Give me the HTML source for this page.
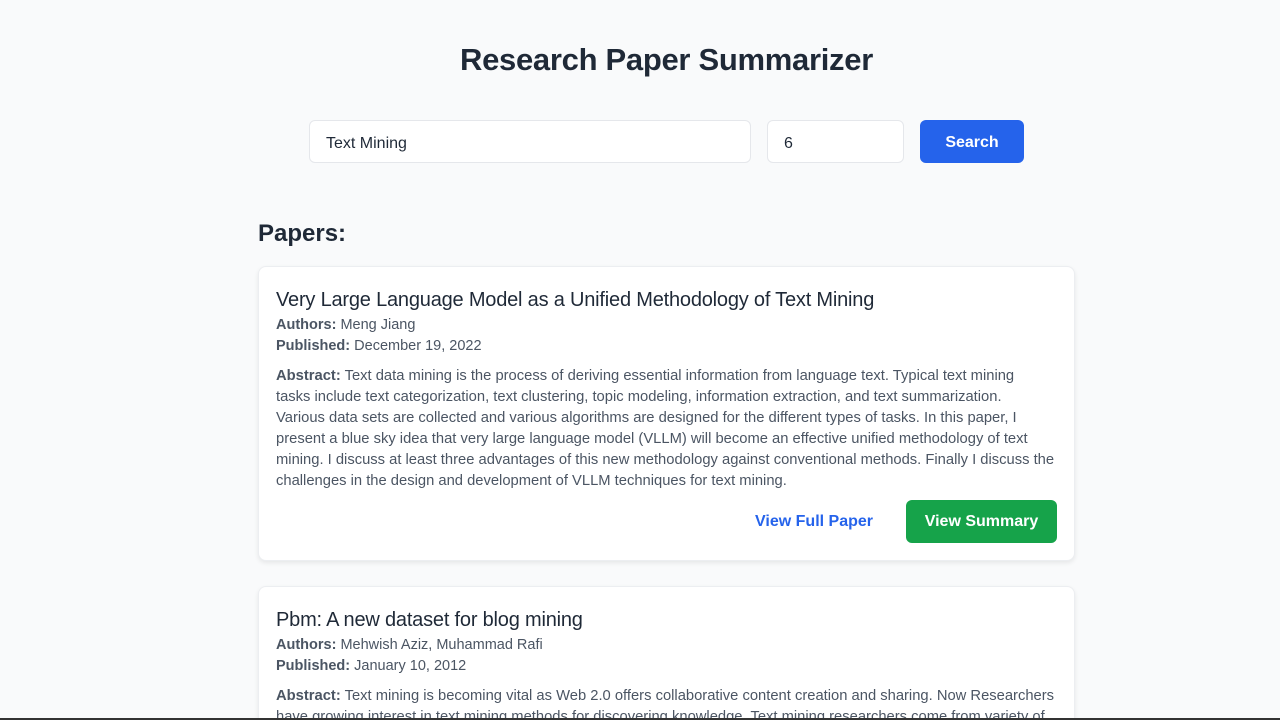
<!DOCTYPE html>
<html><head><meta charset="utf-8"><style>
*{box-sizing:border-box;margin:0;padding:0}
html,body{width:1280px;height:720px;overflow:hidden}
body{background:#f9fafb;font-family:"Liberation Sans",sans-serif;color:#1f2937;position:relative}
h1{position:absolute;top:42px;left:0;width:1333px;text-align:center;font-size:31px;font-weight:bold;color:#1f2937;letter-spacing:-0.3px}
.inp{position:absolute;top:120px;height:43px;background:#fff;border:1px solid #e5e7eb;border-radius:6px;font-size:16px;padding:14px 16px 0;color:#1f2937}
.btn{position:absolute;top:120px;left:920px;width:104px;height:43px;background:#2563eb;color:#fff;border-radius:6px;font-size:16px;font-weight:bold;text-align:center;line-height:46px}
h2{position:absolute;top:220px;left:258px;font-size:24px;font-weight:bold;color:#1f2937}
.card{position:absolute;left:258px;width:817px;background:#fff;border:1px solid #eceef1;border-radius:8px;box-shadow:0 2px 5px rgba(0,0,0,0.08);padding:19px 17px;overflow:hidden}
.t{font-size:20px;color:#1f2937;margin-top:3px;height:26px;letter-spacing:-0.2px}
.m{font-size:14.5px;color:#4b5563;line-height:21px}
.m b{color:#4b5563}
.a{font-size:14.75px;color:#4b5563;line-height:21px;margin-top:9px;white-space:nowrap}
.acts{position:absolute;right:17px;top:233px;height:43px}
.vf{position:absolute;right:184px;top:13px;color:#2563eb;font-weight:bold;font-size:16px;white-space:nowrap}
.vs{position:absolute;right:0;top:0;width:151px;height:43px;background:#16a34a;color:#fff;border-radius:6px;font-weight:bold;font-size:16px;text-align:center;line-height:44px}
.bar{position:absolute;left:0;top:718px;width:1280px;height:2px;background:#333}
</style></head><body>
<h1>Research Paper Summarizer</h1>
<div class="inp" style="left:309px;width:442px">Text Mining</div>
<div class="inp" style="left:767px;width:137px">6</div>
<div class="btn">Search</div>
<h2>Papers:</h2>
<div class="card" style="top:266px;height:295px">
<div class="t">Very Large Language Model as a Unified Methodology of Text Mining</div>
<div class="m"><b>Authors:</b> Meng Jiang</div>
<div class="m"><b>Published:</b> December 19, 2022</div>
<div class="a"><b>Abstract:</b> Text data mining is the process of deriving essential information from language text. Typical text mining<br>tasks include text categorization, text clustering, topic modeling, information extraction, and text summarization.<br>Various data sets are collected and various algorithms are designed for the different types of tasks. In this paper, I<br>present a blue sky idea that very large language model (VLLM) will become an effective unified methodology of text<br>mining. I discuss at least three advantages of this new methodology against conventional methods. Finally I discuss the<br>challenges in the design and development of VLLM techniques for text mining.</div>
<div class="acts" style="width:400px"><div class="vf">View Full Paper</div><div class="vs">View Summary</div></div>
</div>
<div class="card" style="top:586px;height:134px;border-bottom:none;border-radius:8px 8px 0 0">
<div class="t">Pbm: A new dataset for blog mining</div>
<div class="m"><b>Authors:</b> Mehwish Aziz, Muhammad Rafi</div>
<div class="m"><b>Published:</b> January 10, 2012</div>
<div class="a"><b>Abstract:</b> Text mining is becoming vital as Web 2.0 offers collaborative content creation and sharing. Now Researchers<br>have growing interest in text mining methods for discovering knowledge. Text mining researchers come from variety of</div>
</div>
<div class="bar"></div>
</body></html>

=-=-=

* [Short task]
With the pictures left out, transcribe the material exactly.

* [Solution to this problem]
Give me the HTML source for this page.
<!DOCTYPE html>
<html><head><meta charset="utf-8"><style>
*{box-sizing:border-box;margin:0;padding:0}
html,body{width:1280px;height:720px;overflow:hidden}
body{background:#f9fafb;font-family:"Liberation Sans",sans-serif;color:#1f2937;position:relative}
h1{position:absolute;top:42px;left:0;width:1333px;text-align:center;font-size:31px;font-weight:bold;color:#1f2937;letter-spacing:-0.3px}
.inp{position:absolute;top:120px;height:43px;background:#fff;border:1px solid #e5e7eb;border-radius:6px;font-size:16px;padding:14px 16px 0;color:#1f2937}
.btn{position:absolute;top:120px;left:920px;width:104px;height:43px;background:#2563eb;color:#fff;border-radius:6px;font-size:16px;font-weight:bold;text-align:center;line-height:46px}
h2{position:absolute;top:220px;left:258px;font-size:24px;font-weight:bold;color:#1f2937}
.card{position:absolute;left:258px;width:817px;background:#fff;border:1px solid #eceef1;border-radius:8px;box-shadow:0 2px 5px rgba(0,0,0,0.08);padding:19px 17px;overflow:hidden}
.t{font-size:20px;color:#1f2937;margin-top:3px;height:26px;letter-spacing:-0.2px}
.m{font-size:14.5px;color:#4b5563;line-height:21px}
.m b{color:#4b5563}
.a{font-size:14.75px;color:#4b5563;line-height:21px;margin-top:9px;white-space:nowrap}
.acts{position:absolute;right:17px;top:233px;height:43px}
.vf{position:absolute;right:184px;top:13px;color:#2563eb;font-weight:bold;font-size:16px;white-space:nowrap}
.vs{position:absolute;right:0;top:0;width:151px;height:43px;background:#16a34a;color:#fff;border-radius:6px;font-weight:bold;font-size:16px;text-align:center;line-height:44px}
.bar{position:absolute;left:0;top:718px;width:1280px;height:2px;background:#333}
</style></head><body>
<h1>Research Paper Summarizer</h1>
<div class="inp" style="left:309px;width:442px">Text Mining</div>
<div class="inp" style="left:767px;width:137px">6</div>
<div class="btn">Search</div>
<h2>Papers:</h2>
<div class="card" style="top:266px;height:295px">
<div class="t">Very Large Language Model as a Unified Methodology of Text Mining</div>
<div class="m"><b>Authors:</b> Meng Jiang</div>
<div class="m"><b>Published:</b> December 19, 2022</div>
<div class="a"><b>Abstract:</b> Text data mining is the process of deriving essential information from language text. Typical text mining<br>tasks include text categorization, text clustering, topic modeling, information extraction, and text summarization.<br>Various data sets are collected and various algorithms are designed for the different types of tasks. In this paper, I<br>present a blue sky idea that very large language model (VLLM) will become an effective unified methodology of text<br>mining. I discuss at least three advantages of this new methodology against conventional methods. Finally I discuss the<br>challenges in the design and development of VLLM techniques for text mining.</div>
<div class="acts" style="width:400px"><div class="vf">View Full Paper</div><div class="vs">View Summary</div></div>
</div>
<div class="card" style="top:586px;height:134px;border-bottom:none;border-radius:8px 8px 0 0">
<div class="t">Pbm: A new dataset for blog mining</div>
<div class="m"><b>Authors:</b> Mehwish Aziz, Muhammad Rafi</div>
<div class="m"><b>Published:</b> January 10, 2012</div>
<div class="a"><b>Abstract:</b> Text mining is becoming vital as Web 2.0 offers collaborative content creation and sharing. Now Researchers<br>have growing interest in text mining methods for discovering knowledge. Text mining researchers come from variety of</div>
</div>
<div class="bar"></div>
</body></html>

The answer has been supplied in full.